No one was “abandoned” in eastern Europe, cravenly or otherwise. Most Czechs and Poles didn’t want the installations their governments negotiated with the Bush administration. Regardless, Poland will be included under the new system. New START did not allow for “lots of loopholes” for the Russians. Fred Kaplan addressed some of the supposed “loopholes” when he dismantled Romney’s embarrassingly bad op-ed on New START:

First, neither Russia nor the United States has any rail-based ICBMs or launchers. Second, the treaty does deal with mobile ICBMs, in two ways. Article IV, Section 1 states that ICBMs can be deployed “only at ICBM bases.” If, in some perverse wordplay, the Russians claim that a railroad line is a “base,” Article III, Section 5b notes that an ICBM is counted under the treaty’s limits the moment it leaves the production facility (which other sections of the treaty place under constant monitoring); it doesn’t matter where the missile goes afterward, it’s still counted as an ICBM. So while mobile missiles might not be “mentioned” by the treaty, they are, in effect, restricted.

So no one was betrayed or abandoned, no secrets were handed over, and no one’s security was compromised. The core of Herman’s case against the “reset” is simply invented or based on distortions. Unfortunately, this is typical of almost all criticisms of the “reset”: they tend to be very long on moral outrage and demagoguery, and extremely short on facts. This matters to the electorate because Herman’s arguments are essentially identical to the ones that Romney has made into his Russia policy.

Herman’s idea for what U.S. Russia policy should be is not very promising:

America needs to reach out to dissident and democratic opposition groups that can shape a post-Putin regime that’s both friendlier to the West and more caring toward its own people.

If one starts from the assumption that Putin is reflexively anti-Western, it must seem tempting to think about what a “post-Putin regime” would be like. This is a misunderstanding of Putin. He has been willing to cooperate with the U.S. when he expects tangible gains for Russia in exchange.

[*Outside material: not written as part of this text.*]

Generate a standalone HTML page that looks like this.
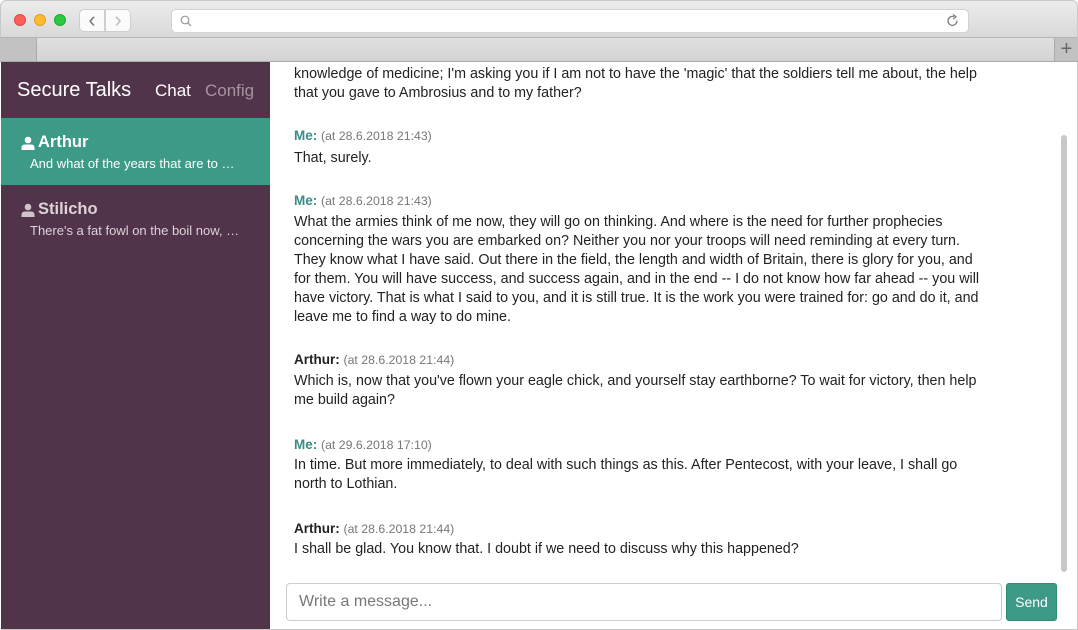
<!DOCTYPE html>
<html><head><style>
*{margin:0;padding:0;box-sizing:border-box}
body{width:1078px;height:630px;overflow:hidden;background:#fff;font-family:"Liberation Sans",sans-serif;position:relative}
.chrome{position:absolute;left:0;top:0;width:1078px;height:38px;background:linear-gradient(#ececec,#d9d9d9);border-radius:6px 6px 0 0;border:1px solid #c8c8c8;border-bottom:1px solid #b5b5b5}
.dot{position:absolute;top:13px;width:12px;height:12px;border-radius:50%}
.nav{position:absolute;top:8px;width:26px;height:23px;background:#fbfbfb;border:1px solid #cfcfcf;color:#777;font-size:22px;text-align:center;line-height:19px}
.url{position:absolute;left:170px;top:8px;width:798px;height:24px;background:#fff;border:1px solid #d3d3d3;border-radius:5px}
.tabs{position:absolute;left:0;top:38px;width:1078px;height:24px;background:linear-gradient(#e0e0e0,#d3d3d3);border-bottom:1px solid #aaa}
.side{position:absolute;left:1px;top:62px;width:269px;height:568px;background:#51344a}
.t{position:absolute;white-space:nowrap}
.msg{position:absolute;left:294px;font-size:14.3px;color:#222;line-height:19px;width:720px}
.h{font-size:13.5px;font-weight:bold}
.h span{font-weight:normal;font-size:12.3px;color:#777}
.me{color:#3b8d84}
</style></head><body>
<div class="chrome">
<div class="dot" style="left:13px;background:#fc5f57;border:1px solid #de4a42"></div>
<div class="dot" style="left:33px;background:#fdbc2e;border:1px solid #dea024"></div>
<div class="dot" style="left:53px;background:#29c940;border:1px solid #1fab30"></div>
<div class="nav" style="left:78px;border-radius:5px 0 0 5px">‹</div>
<div class="nav" style="left:104px;border-radius:0 5px 5px 0;color:#bbb">›</div>
<div class="url"><svg style="position:absolute;left:8px;top:5px" width="12" height="12"><circle cx="5" cy="5" r="3.8" fill="none" stroke="#999" stroke-width="1.2"/><line x1="8" y1="8" x2="11" y2="11" stroke="#999" stroke-width="1.3"/></svg>
<svg style="position:absolute;right:8px;top:4px" width="14" height="14"><path d="M11 6.5A4.5 4.5 0 1 1 8 2.6" fill="none" stroke="#777" stroke-width="1.2"/><path d="M7 0.5L10 2.8L7 5" fill="none" stroke="#777" stroke-width="1.2"/></svg></div>
</div>
<div class="tabs"><div style="position:absolute;left:0;top:0;width:37px;height:23px;background:#c2c2c2;border-right:1px solid #aaa"></div>
<div style="position:absolute;right:0;top:0;width:24px;height:23px;background:#c2c2c2;border-left:1px solid #aaa;color:#666;font-size:20px;text-align:center;line-height:22px">+</div></div>
<div class="side">
<div class="t" style="left:16px;top:17px;font-size:20px;color:#fff">Secure Talks</div>
<div class="t" style="left:154px;top:19px;font-size:17px;color:#fff">Chat</div>
<div class="t" style="left:204px;top:19px;font-size:17px;color:#a7949f">Config</div>
<div style="position:absolute;left:0;top:56px;width:269px;height:67px;background:#3d9a87"></div>
<svg style="position:absolute;left:20px;top:74px" width="14" height="14"><circle cx="7" cy="4" r="3.3" fill="#fff"/><path d="M0.5 14V12Q0.5 8.5 4 8.5H10Q13.5 8.5 13.5 12V14Z" fill="#fff"/></svg>
<div class="t" style="left:37px;top:71px;font-size:16.5px;font-weight:bold;color:#fff">Arthur</div>
<div class="t" style="left:29px;top:94px;font-size:13px;color:#fff">And what of the years that are to …</div>
<svg style="position:absolute;left:20px;top:141px" width="14" height="14"><circle cx="7" cy="4" r="3.3" fill="#cdc4c9"/><path d="M0.5 14V12Q0.5 8.5 4 8.5H10Q13.5 8.5 13.5 12V14Z" fill="#cdc4c9"/></svg>
<div class="t" style="left:37px;top:138px;font-size:16.5px;font-weight:bold;color:#ddd3d8">Stilicho</div>
<div class="t" style="left:29px;top:161px;font-size:13px;color:#ddd3d8">There's a fat fowl on the boil now, …</div>
</div>
<div class="msg" style="top:65px">knowledge of medicine; I'm asking you if I am not to have the 'magic' that the soldiers tell me about, the help<br>that you gave to Ambrosius and to my father?</div>
<div class="msg h me" style="top:126px">Me: <span>(at 28.6.2018 21:43)</span></div>
<div class="msg" style="top:149px">That, surely.</div>
<div class="msg h me" style="top:191px">Me: <span>(at 28.6.2018 21:43)</span></div>
<div class="msg" style="top:213px">What the armies think of me now, they will go on thinking. And where is the need for further prophecies<br>concerning the wars you are embarked on? Neither you nor your troops will need reminding at every turn.<br>They know what I have said. Out there in the field, the length and width of Britain, there is glory for you, and<br>for them. You will have success, and success again, and in the end -- I do not know how far ahead -- you will<br>have victory. That is what I said to you, and it is still true. It is the work you were trained for: go and do it, and<br>leave me to find a way to do mine.</div>
<div class="msg h" style="top:350px">Arthur: <span>(at 28.6.2018 21:44)</span></div>
<div class="msg" style="top:372px">Which is, now that you've flown your eagle chick, and yourself stay earthborne? To wait for victory, then help<br>me build again?</div>
<div class="msg h me" style="top:435px">Me: <span>(at 29.6.2018 17:10)</span></div>
<div class="msg" style="top:456px">In time. But more immediately, to deal with such things as this. After Pentecost, with your leave, I shall go<br>north to Lothian.</div>
<div class="msg h" style="top:519px">Arthur: <span>(at 28.6.2018 21:44)</span></div>
<div class="msg" style="top:540px">I shall be glad. You know that. I doubt if we need to discuss why this happened?</div>
<div style="position:absolute;left:1061px;top:135px;width:6px;height:437px;background:#c8c8c8;border-radius:3px"></div>
<div style="position:absolute;left:1077px;top:62px;width:1px;height:568px;background:#c8c8c8"></div>
<div style="position:absolute;left:0;top:629px;width:1078px;height:1px;background:#c8c8c8"></div>
<div style="position:absolute;left:286px;top:583px;width:716px;height:38px;border:1px solid #ccc;border-radius:4px;font-size:16px;color:#777;padding:9px 12px">Write a message...</div>
<div style="position:absolute;left:1006px;top:583px;width:51px;height:38px;background:#3d9a87;border:1px solid #2f8a6f;border-radius:3px;color:#fff;font-size:14px;text-align:center;line-height:36px">Send</div>
</body></html>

Herman’s answer is to give him every reason to believe that he will gain nothing by cooperation. The goal of the policy favored by Herman (and by Romney) must be to create very poor U.S.-Russian relations and an antagonistic Russia, because that is what will happen if these recommendations are followed.

More important, Herman’s democracy promotion idea ignores the attitudes of the majority of Russians. It seems unlikely that the U.S. could successfully promote democratic political change inside Russia given the backlash against U.S.-backed Russian liberals in the 1990s. If the attempt were successful, it wouldn’t advance a single American interest. Any regime that follows Putin’s system is likely to be more nationalistic and probably less cooperative with the U.S. and the West than the current regime. To the extent that Russian liberal opposition figures have been able to get anywhere in improving their popularity, it has been by aligning themselves with nationalists, many of whom have much less in common with the liberals’ Western sympathizers than Putin. Adomanis’ comment on the Duma elections is relevant here:

It also suggests that the result of any democratic breakthrough would very likely be the opposite of what Westerners expect: rather than a more pro-Western and economically liberal Russia, a more representative government would almost certainly be more overtly nationalist and left-wing.

Is it likely that a “more overtly nationalist” Russian government would be on better terms with the U.S. than the current government? No. There is certainly no way that relations with a more nationalist Russian government would be satisfying to critics of the “reset,” who already think that the relationship with Russia is too lopsided in their favor. A more democratic and therefore more nationalist Russia would be even more intransigent on NATO expansion and missile defense, and it would have even less flexibility to make deals for fear of being accused by hard-liners of selling out to the West. If a future democratic Russian government were also more leftist, it might be more “caring” towards its people by being less economically liberal in its policies, but this is presumably not something that conservatives in America would welcome.

Update: Mark Adomanis had a more dramatic reaction to Herman’s article:

Indeed, although it sounds like a cheap cliche, I literally spat out my coffee when I read Herman’s allegation that Obama had betrayed the British to the Russians: it seemed to be only marginally more credible than an allegation that Obama was secretly in league with the illuminati.